I had great fun, though, doing a Russian accent a few years ago for a fan podcast. I listened to a lot of YouTube samples of real Russian speakers and immigrants, and real Russian actors in movies like the Hunt for Red October, and 2010, as the two I could think of right off with good examples. — I got a pretty good accent down, but probably not close enough for a real Russian to keep from chuckling. I’ve since found a native speaker who does astronomy videos on YouTube, Anton Petrov, who’s an immigrant. — So I can periodically brush up on the accent. I found that to be a really fun challenge, and would like to get it even more authentic. I got compliments on it.
My French and Spanish language accents are good, and I began learning those in junior high and high school, and into college. Because I had teachers who could explain how to produce the sounds, plus good examples to copy, I learned those pretty well. — However, I’m like ay non-native speaker, in that I can find one speaker easy to understand, while other speakers or certain situations, or vocabulary I don’t know, can be hard for me to figure out. (French is very weird about spelling versus pronunciation. I know if I were immersed in French, I’d have to pick up more of what I’m fuzzy on, and I’m not nearly as fluent as I was in college.)
I have discovered too, that these days, I have this dumb tendency to think I’ve learned some new vocabulary after limited exposure, and then I find out in practice, well, no, it didn’t soak in like I thought it did, haha, so more practice is needed.

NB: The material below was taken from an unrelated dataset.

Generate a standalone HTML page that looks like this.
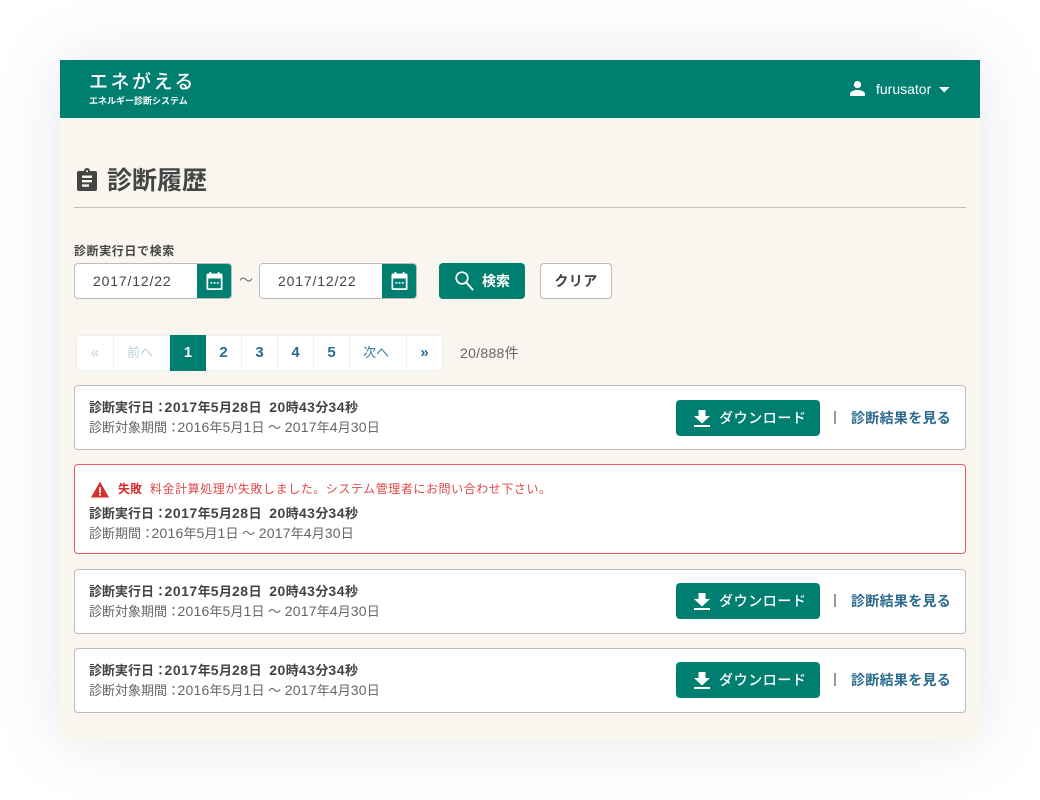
<!DOCTYPE html>
<html lang="ja">
<head>
<meta charset="utf-8">
<title>診断履歴</title>
<style>
*{box-sizing:border-box}
html,body{margin:0;padding:0}
body{width:1040px;height:800px;background:#fff;position:relative;overflow:hidden;font-family:"Liberation Sans","Noto Sans CJK JP",sans-serif;color:#444}
.a{position:absolute;white-space:nowrap}
#app{left:60px;top:60px;width:920px;height:680px;background:#f9f6f0;box-shadow:0 0 60px rgba(110,125,150,.2)}
#hd{left:60px;top:60px;width:920px;height:58px;background:#007f70;color:#fff}
.card{position:absolute;left:74px;width:892px;background:#fff;border:1px solid #bbb;border-radius:4px}
.b{font-size:13px;font-weight:700;color:#444;line-height:18px;word-spacing:4px}
.s{font-size:13px;color:#666;line-height:18px}
.b u,.s u{text-decoration:none;font-size:14px;letter-spacing:.5px}
.s u{letter-spacing:.2px}
.b em,.s em{font-style:normal;margin-right:-2.5px}
.dl{position:absolute;left:601px;top:14px;width:144px;height:36px;background:#007f70;border-radius:4px;color:#fff;font-size:14px;font-weight:500;line-height:36px}
.dl span{position:absolute;left:43px;letter-spacing:.6px}
.dl svg{position:absolute;left:16px;top:8px}
.sep{position:absolute;left:759px;top:25px;width:2px;height:13px;background:#999}
.lnk{position:absolute;left:776px;top:22px;font-size:14px;font-weight:700;color:#2a6b8f;line-height:20px;white-space:nowrap;letter-spacing:.3px}
.up .dl{top:13px}.up .sep{top:24px}.up .lnk{top:21px}
.inp{position:absolute;top:263px;width:158px;height:36px;background:#fff;border:1px solid #bbb;border-radius:4px;font-size:14px;line-height:34px;color:#444;letter-spacing:.85px;overflow:hidden}
.inp b{font-weight:400;position:absolute;left:18px}
.inp i{position:absolute;right:0;top:0;width:34px;height:34px;background:#007f70}
.inp svg{position:absolute;left:8px;top:7px}
.pg{position:absolute;top:335px;height:36px;background:#fff;border:1px solid #efefef;border-left:0;text-align:center;line-height:34px;font-size:15px;color:#2a6b8f;font-weight:700}
.pl{font-weight:400;font-size:13px}
</style>
</head>
<body>
<div class="a" id="app"></div>
<div class="a" id="hd"></div>

<div class="a" style="left:89px;top:71px;font-size:19px;line-height:24px;color:#fff;letter-spacing:2.5px;font-weight:500">エネがえる</div>
<div class="a" style="left:89px;top:95px;font-size:9px;line-height:13px;color:#fff;font-weight:700;letter-spacing:0">エネルギー診断システム</div>

<svg class="a" style="left:849px;top:80px" width="17" height="17" viewBox="0 0 17 17"><circle cx="8.5" cy="4.6" r="3.6" fill="#fff"/><path d="M1 16v-2c0-2.8 4.5-4 7.500-4s7.500 1.200 7.500 4v2z" fill="#fff"/></svg>
<div class="a" style="left:876px;top:81px;font-size:14px;line-height:17px;color:#fff">furusator</div>
<svg class="a" style="left:939px;top:87px" width="11" height="6" viewBox="0 0 11 6"><path d="M0 0h10.500L5.200 5.500z" fill="#fff"/></svg>

<svg class="a" style="left:76px;top:168px" width="22" height="24" viewBox="0 0 22 24"><path fill-rule="evenodd" fill="#444" d="M3 3h5a3 3 0 0 1 6 0h5a2 2 0 0 1 2 2v16a2 2 0 0 1-2 2H3a2 2 0 0 1-2-2V5a2 2 0 0 1 2-2zM11 2.200a1 1 0 1 0 0 2 1 1 0 0 0 0-2zM6 7.500V10h10V7.500zM6 12v2.400h10V12zM6 16.400v2.400h7v-2.400z"/></svg>
<div class="a" style="left:107px;top:164px;font-size:25px;line-height:34px;font-weight:700;color:#444">診断履歴</div>
<div class="a" style="left:74px;top:207px;width:892px;height:1px;background:#c4c1bb"></div>

<div class="a" style="left:74px;top:243px;font-size:12px;line-height:16px;font-weight:700;color:#444;letter-spacing:.6px">診断実行日で検索</div>

<div class="inp" style="left:74px"><b>2017/12/22</b><i><svg width="19" height="20" viewBox="0 0 19 20"><path fill="#fff" fill-rule="evenodd" d="M3 2.500h1.500V1h1.700v1.500h6.600V1h1.700v1.500H16a1.500 1.500 0 0 1 1.500 1.500v13.500A1.500 1.500 0 0 1 16 19H3a1.500 1.500 0 0 1-1.500-1.500V4A1.500 1.500 0 0 1 3 2.500zM3.200 7.500v9.800h12.600V7.500z"/><rect x="5.500" y="11" width="1.700" height="1.700" fill="#fff"/><rect x="8.700" y="11" width="1.700" height="1.700" fill="#fff"/><rect x="11.900" y="11" width="1.700" height="1.700" fill="#fff"/></svg></i></div>
<div class="a" style="left:239px;top:270px;font-size:14px;line-height:20px;color:#777">〜</div>
<div class="inp" style="left:259px"><b>2017/12/22</b><i><svg width="19" height="20" viewBox="0 0 19 20"><path fill="#fff" fill-rule="evenodd" d="M3 2.500h1.500V1h1.700v1.500h6.600V1h1.700v1.500H16a1.500 1.500 0 0 1 1.500 1.500v13.500A1.500 1.500 0 0 1 16 19H3a1.500 1.500 0 0 1-1.500-1.500V4A1.500 1.500 0 0 1 3 2.500zM3.200 7.500v9.800h12.600V7.500z"/><rect x="5.500" y="11" width="1.700" height="1.700" fill="#fff"/><rect x="8.700" y="11" width="1.700" height="1.700" fill="#fff"/><rect x="11.900" y="11" width="1.700" height="1.700" fill="#fff"/></svg></i></div>

<div class="a" style="left:439px;top:263px;width:86px;height:36px;background:#007f70;border-radius:4px"></div>
<svg class="a" style="left:454px;top:270px" width="20" height="21" viewBox="0 0 20 21"><circle cx="8" cy="8" r="5.800" fill="none" stroke="#fff" stroke-width="1.700"/><path d="M12.300 12.500L18.500 19.500" stroke="#fff" stroke-width="1.900" fill="none" stroke-linecap="round"/></svg>
<div class="a" style="left:482px;top:271px;font-size:14px;line-height:20px;font-weight:700;color:#fff">検索</div>
<div class="a" style="left:540px;top:263px;width:72px;height:36px;background:#fff;border:1px solid #bbb;border-radius:4px;text-align:center;font-size:14px;line-height:34px;font-weight:700;color:#444;letter-spacing:.4px">クリア</div>

<div class="pg" style="left:76px;width:38px;border-left:1px solid #efefef;border-radius:4px 0 0 4px;color:#bcd3e0;font-weight:400">«</div>
<div class="pg pl" style="left:114px;width:56px;color:#bcd3e0;padding-right:3px">前へ</div>
<div class="pg" style="left:170px;width:36px;background:#007f70;border:0;color:#fff;line-height:36px">1</div>
<div class="pg" style="left:206px;width:36px">2</div>
<div class="pg" style="left:242px;width:36px">3</div>
<div class="pg" style="left:278px;width:36px">4</div>
<div class="pg" style="left:314px;width:36px">5</div>
<div class="pg pl" style="left:350px;width:57px;color:#3d7ba0;padding-right:4px">次へ</div>
<div class="pg" style="left:407px;width:36px;border-radius:0 4px 4px 0">»</div>
<div class="a" style="left:460px;top:344px;font-size:14px;line-height:18px;color:#666;letter-spacing:.3px">20/888件</div>

<div class="card" style="top:385px;height:65px">
<div class="a b" style="left:14px;top:12px">診断実行日<em>：</em><u>2017</u>年<u>5</u>月<u>28</u>日 <u>20</u>時<u>43</u>分<u>34</u>秒</div>
<div class="a s" style="left:14px;top:32px">診断対象期間<em>：</em><u>2016</u>年<u>5</u>月<u>1</u>日 〜 <u>2017</u>年<u>4</u>月<u>30</u>日</div>
<div class="dl"><svg width="20" height="20" viewBox="0 0 20 20"><path fill="#fff" d="M6.500 2h7v6H18l-8 7.500L2 8h4.500zM2 17h16v2H2z"/></svg><span>ダウンロード</span></div><div class="sep"></div><div class="lnk">診断結果を見る</div>
</div>

<div class="card" style="top:464px;height:90px;border-color:#e25c5c">
<svg class="a" style="left:16px;top:16px" width="18" height="17" viewBox="0 0 19 17"><path fill="#d32f2f" fill-rule="evenodd" d="M9.500 0L19 17H0zM8.600 6v6h1.800V6zM8.600 13v2h1.800v-2z"/></svg>
<div class="a" style="left:43px;top:15px;font-size:12px;line-height:18px;font-weight:700;color:#d32f2f">失敗</div>
<div class="a" style="left:75px;top:15px;font-size:12px;line-height:18px;color:#e04848;letter-spacing:.56px">料金計算処理が失敗しました。システム管理者にお問い合わせ下さい。</div>
<div class="a b" style="left:14px;top:39px">診断実行日<em>：</em><u>2017</u>年<u>5</u>月<u>28</u>日 <u>20</u>時<u>43</u>分<u>34</u>秒</div>
<div class="a s" style="left:14px;top:59px">診断期間<em>：</em><u>2016</u>年<u>5</u>月<u>1</u>日 〜 <u>2017</u>年<u>4</u>月<u>30</u>日</div>
</div>

<div class="card up" style="top:569px;height:65px">
<div class="a b" style="left:14px;top:12px">診断実行日<em>：</em><u>2017</u>年<u>5</u>月<u>28</u>日 <u>20</u>時<u>43</u>分<u>34</u>秒</div>
<div class="a s" style="left:14px;top:32px">診断対象期間<em>：</em><u>2016</u>年<u>5</u>月<u>1</u>日 〜 <u>2017</u>年<u>4</u>月<u>30</u>日</div>
<div class="dl"><svg width="20" height="20" viewBox="0 0 20 20"><path fill="#fff" d="M6.500 2h7v6H18l-8 7.500L2 8h4.500zM2 17h16v2H2z"/></svg><span>ダウンロード</span></div><div class="sep"></div><div class="lnk">診断結果を見る</div>
</div>

<div class="card up" style="top:648px;height:65px">
<div class="a b" style="left:14px;top:12px">診断実行日<em>：</em><u>2017</u>年<u>5</u>月<u>28</u>日 <u>20</u>時<u>43</u>分<u>34</u>秒</div>
<div class="a s" style="left:14px;top:32px">診断対象期間<em>：</em><u>2016</u>年<u>5</u>月<u>1</u>日 〜 <u>2017</u>年<u>4</u>月<u>30</u>日</div>
<div class="dl"><svg width="20" height="20" viewBox="0 0 20 20"><path fill="#fff" d="M6.500 2h7v6H18l-8 7.500L2 8h4.500zM2 17h16v2H2z"/></svg><span>ダウンロード</span></div><div class="sep"></div><div class="lnk">診断結果を見る</div>
</div>
</body>
</html>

The real test seems to be trying to learn anything about a completely new or unrelated language. — I can make much better sense of written Dutch than I can of spoken Dutch. I don’t yet have enough practice with hearing spoken Dutch, or enough overall fluency, because I haven’t been studying diligently. So when I’ve listened to a few Dutch examples using words I don’t know at ordinary conversation speed, haha, I know they’re saying something I might catch, and I get maybe a word here and there, but hmm, that still sounds very “foreign” to me. π And yet, if I read Dutch passages, I can make out more, or guess, based on English and French, and that’s fun to me. π A random YouTube recommendation turned up some Dutch kid who seems to talk and do ordinary kid stuff. I’d thought that might help listening skills. It still might, if I get enough fluency. But when I’ve tried listening so far, haha, I only get a word here and there. Seems like he’s having a good time, though; goofy kid, but bright. So once in a while, I watch that and see how much I can get. If I had to get by in the Netherlands, oh, I’d have to really knuckle down and study, because right now, my listening and speaking comprehension still are not nearly good enough. I’m reminding myself now to make my language practice a regular thing, homework. I still don’t seem to have that as a daily or even weekly thing, for which, I am not proud of myself. — Spoken Dutch is enough similar to English that I should get more of it than I am. Written Dutch has odd but fairly consistent spelling patterns, and I have had a better chance at it so far. If I’d study enough, I think I could pick it up.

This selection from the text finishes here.